----- Data lines
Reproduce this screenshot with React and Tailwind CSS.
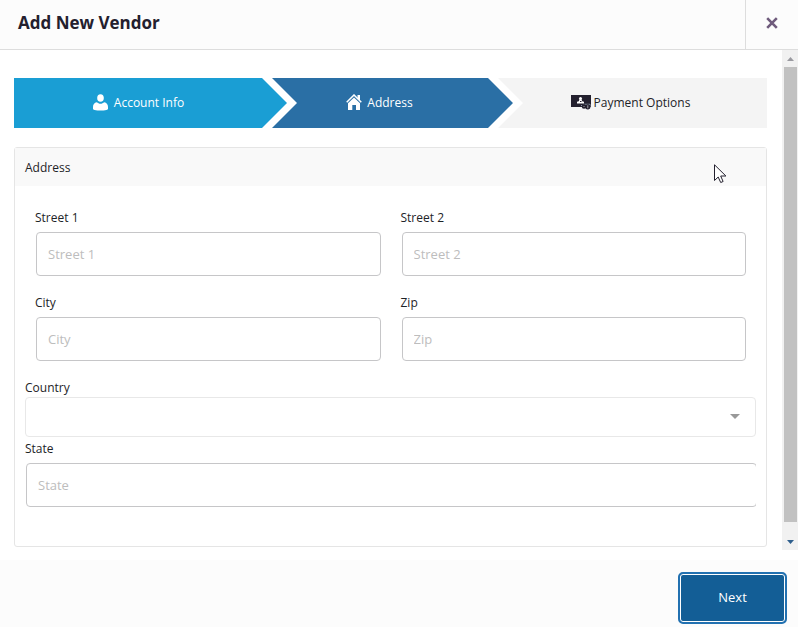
import { useState } from 'react'

const steps = [
  {
    label: 'Account Info',
    icon: UserIcon,
    className: 'grow-[273] bg-[#1a9ed4] text-white [clip-path:polygon(0_0,calc(100%-25px)_0,100%_50%,calc(100%-25px)_100%,0_100%)]',
    inner: 'gap-1.5 pr-6',
  },
  {
    label: 'Address',
    icon: HomeIcon,
    className: 'grow-[241] -ml-[15px] bg-[#2a6fa5] text-white [clip-path:polygon(0_0,calc(100%-25px)_0,100%_50%,calc(100%-25px)_100%,0_100%,25px_50%)]',
    inner: 'gap-[5px] pr-6.5',
  },
  {
    label: 'Payment Options',
    icon: PaymentIcon,
    className: 'grow-[269] -ml-[15px] bg-[#f4f4f4] text-[#1d2327] [clip-path:polygon(0_0,100%_0,100%_100%,0_100%,25px_50%)]',
    inner: 'gap-[3px] pr-1',
  },
]

function UserIcon() {
  return (
    <svg width="15" height="17" viewBox="0 0 15 17" fill="currentColor" aria-hidden="true">
      <ellipse cx="7.5" cy="4" rx="3.3" ry="3.800" />
      <path d="M3.800 8.200c1 .9 2.300 1.500 3.700 1.500s2.700-.6 3.700-1.500C13.800 8.700 15 10.500 15 13v1.500c0 1-.8 1.400-1.500 1.500-1.900.4-3.900.6-6 .6s-4.100-.2-6-.6C.8 15.900 0 15.500 0 14.500V13c0-2.500 1.200-4.300 3.800-4.800z" />
    </svg>
  )
}

function HomeIcon() {
  return (
    <svg width="16" height="17" viewBox="0 0 16 17" aria-hidden="true">
      <path d="M11.500 1H14v5.500l-2.500-2z" fill="#fff" />
      <path d="M.7 8.200L8 1l7.300 7.200" fill="none" stroke="#fff" strokeWidth="1.500" />
      <path d="M8 3.500l6 5.700v6.800H2V9.200z" fill="#fff" />
      <path d="M6.300 11H10v5H6.300z" fill="#2a6fa5" />
    </svg>
  )
}

function PaymentIcon() {
  return (
    <svg width="20" height="16" viewBox="0 0 20 16" aria-hidden="true">
      <path d="M0 1h20v12H0z" fill="#23202e" />
      <circle cx="9.500" cy="4.500" r="1.500" fill="#fff" />
      <path d="M8.500 5.500h2l.7 1.700 1.800.6v1.700H6V7.800l1.800-.6z" fill="#fff" />
      <path d="M9 7.500h1.500" stroke="#23202e" />
      <path d="M10 11.500h2l1.500-1.200H19V13" fill="none" stroke="#8d9bab" />
      <circle cx="13" cy="12.500" r="2.300" fill="#23202e" />
      <circle cx="16.800" cy="12.800" r="2.600" fill="#23202e" />
      <path d="M16.800 11.300v3M12.500 12.500h1" stroke="#a9a7b0" />
    </svg>
  )
}

function Field({ id, label, clipped }) {
  const [value, setValue] = useState('')
  return (
    <div className={clipped ? 'mt-0.5 overflow-hidden' : 'px-2.5'}>
      <label htmlFor={id} className="mb-1 block leading-5">{label}</label>
      <div className="flex">
        <input
          id={id}
          type="text"
          placeholder={label}
          value={value}
          onChange={(e) => setValue(e.target.value)}
          className={`ml-px h-11 rounded border border-[#c6c6c8] bg-white px-[11px] text-[13px] outline-none placeholder:text-[#bdbdbd] focus:border-[#2271b1] ${clipped ? 'w-full shrink-0' : 'min-w-0 flex-1'}`}
        />
      </div>
    </div>
  )
}

function Scrollbar() {
  return (
    <div className="flex w-4 shrink-0 flex-col bg-[#f1f1f1]" aria-hidden="true">
      <div className="flex h-[17px] items-center justify-center">
        <svg width="7" height="4" viewBox="0 0 7 4"><path d="M0 4L3.500 0 7 4z" fill="#9a9aa0" /></svg>
      </div>
      <div className="mr-px ml-0.5 flex-1 bg-[#c1c1c1]" />
      <div className="mt-[11px] flex h-[17px] items-center justify-center">
        <svg width="7" height="4" viewBox="0 0 7 4"><path d="M0 0h7L3.500 4z" fill="#2f5f8d" /></svg>
      </div>
    </div>
  )
}

export default function App() {
  return (
    <div className="relative flex min-h-screen flex-col bg-white font-['Open_Sans','Noto_Sans',sans-serif] text-xs text-[#1d2327]">
      <header className="flex h-[50px] border-b border-[#dddddd] bg-[#fcfcfc]">
        <h1 className="flex-1 pt-[9px] pl-[18px] text-[17px] leading-7 font-bold text-[#23202e]">Add New Vendor</h1>
        <button type="button" aria-label="Close" className="flex w-[53px] items-center justify-center border-l border-[#dddddd] pb-1">
          <svg width="12" height="12" viewBox="0 0 12 12" fill="none" stroke="#6f5b7c" strokeWidth="2.600">
            <path d="M1.200 1.200l9.600 9.600M10.800 1.200l-9.600 9.600" />
          </svg>
        </button>
      </header>

      <div className="mb-2.5 flex">
        <main className="min-w-0 flex-1 pt-7 pr-[15px] pb-[3px] pl-3.5">
          <ol className="flex h-[50px]">
            {steps.map(({ label, icon: Icon, className, inner }) => (
              <li key={label} className={`basis-0 whitespace-nowrap ${className}`}>
                <div className={`flex h-full items-center justify-center pb-0.5 ${inner}`}>
                  <Icon />
                  <span className="pt-0.5">{label}</span>
                </div>
              </li>
            ))}
          </ol>

          <section className="mt-[19px] rounded-[3px] border border-[#e5e5e5]">
            <h2 className="bg-[#f9f9f9] px-2.5 pt-2.5 pb-2 leading-5">Address</h2>
            <form className="px-2.5 pt-[22px] pb-[39px]">
              <div className="grid grid-cols-2 gap-y-[17px] pb-[17px]">
                <Field id="street-1" label="Street 1" />
                <Field id="street-2" label="Street 2" />
                <Field id="city" label="City" />
                <Field id="zip" label="Zip" />
              </div>
              <label htmlFor="country" className="-mb-px block leading-5">Country</label>
              <div className="relative">
                <select id="country" className="block h-10 w-full appearance-none rounded border border-[#e8e8e8] bg-white px-3">
                  <option value=""></option>
                </select>
                <svg width="10" height="5" viewBox="0 0 10 5" className="pointer-events-none absolute top-[17px] right-4">
                  <path d="M0 0h10L5 5z" fill="#999999" />
                </svg>
              </div>
              <Field id="state" label="State" clipped />
            </form>
          </section>
        </main>
        <Scrollbar />
      </div>

      <footer className="flex flex-1 items-start justify-end bg-[#fcfcfc] pt-3 pr-[11px]">
        <button type="button" className="h-[52px] w-[109px] rounded-[5px] border-2 border-[#2271b1] bg-[#135e96] text-[13px] text-white shadow-[inset_0_0_0_1px_#ffffff]">
          Next
        </button>
      </footer>

      {/* mouse pointer */}
      <svg width="13" height="20" viewBox="0 0 13 20" className="pointer-events-none absolute top-[164px] left-[714px]">
        <path d="M.5.8v15.700l3.700-3.500 2.500 5.500 2.400-1-2.400-5.500h5.200z" fill="#fff" stroke="#23202e" />
      </svg>
    </div>
  )
}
----------
[Your objective]
Do not copy the pictures, but repeat every line exactly.

[Right answer]
Reproduce this screenshot with React and Tailwind CSS.
import { useState } from 'react'

const steps = [
  {
    label: 'Account Info',
    icon: UserIcon,
    className: 'grow-[273] bg-[#1a9ed4] text-white [clip-path:polygon(0_0,calc(100%-25px)_0,100%_50%,calc(100%-25px)_100%,0_100%)]',
    inner: 'gap-1.5 pr-6',
  },
  {
    label: 'Address',
    icon: HomeIcon,
    className: 'grow-[241] -ml-[15px] bg-[#2a6fa5] text-white [clip-path:polygon(0_0,calc(100%-25px)_0,100%_50%,calc(100%-25px)_100%,0_100%,25px_50%)]',
    inner: 'gap-[5px] pr-6.5',
  },
  {
    label: 'Payment Options',
    icon: PaymentIcon,
    className: 'grow-[269] -ml-[15px] bg-[#f4f4f4] text-[#1d2327] [clip-path:polygon(0_0,100%_0,100%_100%,0_100%,25px_50%)]',
    inner: 'gap-[3px] pr-1',
  },
]

function UserIcon() {
  return (
    <svg width="15" height="17" viewBox="0 0 15 17" fill="currentColor" aria-hidden="true">
      <ellipse cx="7.5" cy="4" rx="3.3" ry="3.800" />
      <path d="M3.800 8.200c1 .9 2.300 1.500 3.700 1.500s2.700-.6 3.700-1.500C13.800 8.700 15 10.500 15 13v1.500c0 1-.8 1.400-1.500 1.500-1.900.4-3.900.6-6 .6s-4.100-.2-6-.6C.8 15.900 0 15.500 0 14.500V13c0-2.500 1.200-4.300 3.800-4.800z" />
    </svg>
  )
}

function HomeIcon() {
  return (
    <svg width="16" height="17" viewBox="0 0 16 17" aria-hidden="true">
      <path d="M11.500 1H14v5.500l-2.500-2z" fill="#fff" />
      <path d="M.7 8.200L8 1l7.300 7.200" fill="none" stroke="#fff" strokeWidth="1.500" />
      <path d="M8 3.500l6 5.700v6.800H2V9.200z" fill="#fff" />
      <path d="M6.300 11H10v5H6.300z" fill="#2a6fa5" />
    </svg>
  )
}

function PaymentIcon() {
  return (
    <svg width="20" height="16" viewBox="0 0 20 16" aria-hidden="true">
      <path d="M0 1h20v12H0z" fill="#23202e" />
      <circle cx="9.500" cy="4.500" r="1.500" fill="#fff" />
      <path d="M8.500 5.500h2l.7 1.700 1.800.6v1.700H6V7.800l1.800-.6z" fill="#fff" />
      <path d="M9 7.500h1.500" stroke="#23202e" />
      <path d="M10 11.500h2l1.500-1.200H19V13" fill="none" stroke="#8d9bab" />
      <circle cx="13" cy="12.500" r="2.300" fill="#23202e" />
      <circle cx="16.800" cy="12.800" r="2.600" fill="#23202e" />
      <path d="M16.800 11.300v3M12.500 12.500h1" stroke="#a9a7b0" />
    </svg>
  )
}

function Field({ id, label, clipped }) {
  const [value, setValue] = useState('')
  return (
    <div className={clipped ? 'mt-0.5 overflow-hidden' : 'px-2.5'}>
      <label htmlFor={id} className="mb-1 block leading-5">{label}</label>
      <div className="flex">
        <input
          id={id}
          type="text"
          placeholder={label}
          value={value}
          onChange={(e) => setValue(e.target.value)}
          className={`ml-px h-11 rounded border border-[#c6c6c8] bg-white px-[11px] text-[13px] outline-none placeholder:text-[#bdbdbd] focus:border-[#2271b1] ${clipped ? 'w-full shrink-0' : 'min-w-0 flex-1'}`}
        />
      </div>
    </div>
  )
}

function Scrollbar() {
  return (
    <div className="flex w-4 shrink-0 flex-col bg-[#f1f1f1]" aria-hidden="true">
      <div className="flex h-[17px] items-center justify-center">
        <svg width="7" height="4" viewBox="0 0 7 4"><path d="M0 4L3.500 0 7 4z" fill="#9a9aa0" /></svg>
      </div>
      <div className="mr-px ml-0.5 flex-1 bg-[#c1c1c1]" />
      <div className="mt-[11px] flex h-[17px] items-center justify-center">
        <svg width="7" height="4" viewBox="0 0 7 4"><path d="M0 0h7L3.500 4z" fill="#2f5f8d" /></svg>
      </div>
    </div>
  )
}

export default function App() {
  return (
    <div className="relative flex min-h-screen flex-col bg-white font-['Open_Sans','Noto_Sans',sans-serif] text-xs text-[#1d2327]">
      <header className="flex h-[50px] border-b border-[#dddddd] bg-[#fcfcfc]">
        <h1 className="flex-1 pt-[9px] pl-[18px] text-[17px] leading-7 font-bold text-[#23202e]">Add New Vendor</h1>
        <button type="button" aria-label="Close" className="flex w-[53px] items-center justify-center border-l border-[#dddddd] pb-1">
          <svg width="12" height="12" viewBox="0 0 12 12" fill="none" stroke="#6f5b7c" strokeWidth="2.600">
            <path d="M1.200 1.200l9.600 9.600M10.800 1.200l-9.600 9.600" />
          </svg>
        </button>
      </header>

      <div className="mb-2.5 flex">
        <main className="min-w-0 flex-1 pt-7 pr-[15px] pb-[3px] pl-3.5">
          <ol className="flex h-[50px]">
            {steps.map(({ label, icon: Icon, className, inner }) => (
              <li key={label} className={`basis-0 whitespace-nowrap ${className}`}>
                <div className={`flex h-full items-center justify-center pb-0.5 ${inner}`}>
                  <Icon />
                  <span className="pt-0.5">{label}</span>
                </div>
              </li>
            ))}
          </ol>

          <section className="mt-[19px] rounded-[3px] border border-[#e5e5e5]">
            <h2 className="bg-[#f9f9f9] px-2.5 pt-2.5 pb-2 leading-5">Address</h2>
            <form className="px-2.5 pt-[22px] pb-[39px]">
              <div className="grid grid-cols-2 gap-y-[17px] pb-[17px]">
                <Field id="street-1" label="Street 1" />
                <Field id="street-2" label="Street 2" />
                <Field id="city" label="City" />
                <Field id="zip" label="Zip" />
              </div>
              <label htmlFor="country" className="-mb-px block leading-5">Country</label>
              <div className="relative">
                <select id="country" className="block h-10 w-full appearance-none rounded border border-[#e8e8e8] bg-white px-3">
                  <option value=""></option>
                </select>
                <svg width="10" height="5" viewBox="0 0 10 5" className="pointer-events-none absolute top-[17px] right-4">
                  <path d="M0 0h10L5 5z" fill="#999999" />
                </svg>
              </div>
              <Field id="state" label="State" clipped />
            </form>
          </section>
        </main>
        <Scrollbar />
      </div>

      <footer className="flex flex-1 items-start justify-end bg-[#fcfcfc] pt-3 pr-[11px]">
        <button type="button" className="h-[52px] w-[109px] rounded-[5px] border-2 border-[#2271b1] bg-[#135e96] text-[13px] text-white shadow-[inset_0_0_0_1px_#ffffff]">
          Next
        </button>
      </footer>

      {/* mouse pointer */}
      <svg width="13" height="20" viewBox="0 0 13 20" className="pointer-events-none absolute top-[164px] left-[714px]">
        <path d="M.5.8v15.700l3.700-3.500 2.500 5.500 2.400-1-2.400-5.500h5.200z" fill="#fff" stroke="#23202e" />
      </svg>
    </div>
  )
}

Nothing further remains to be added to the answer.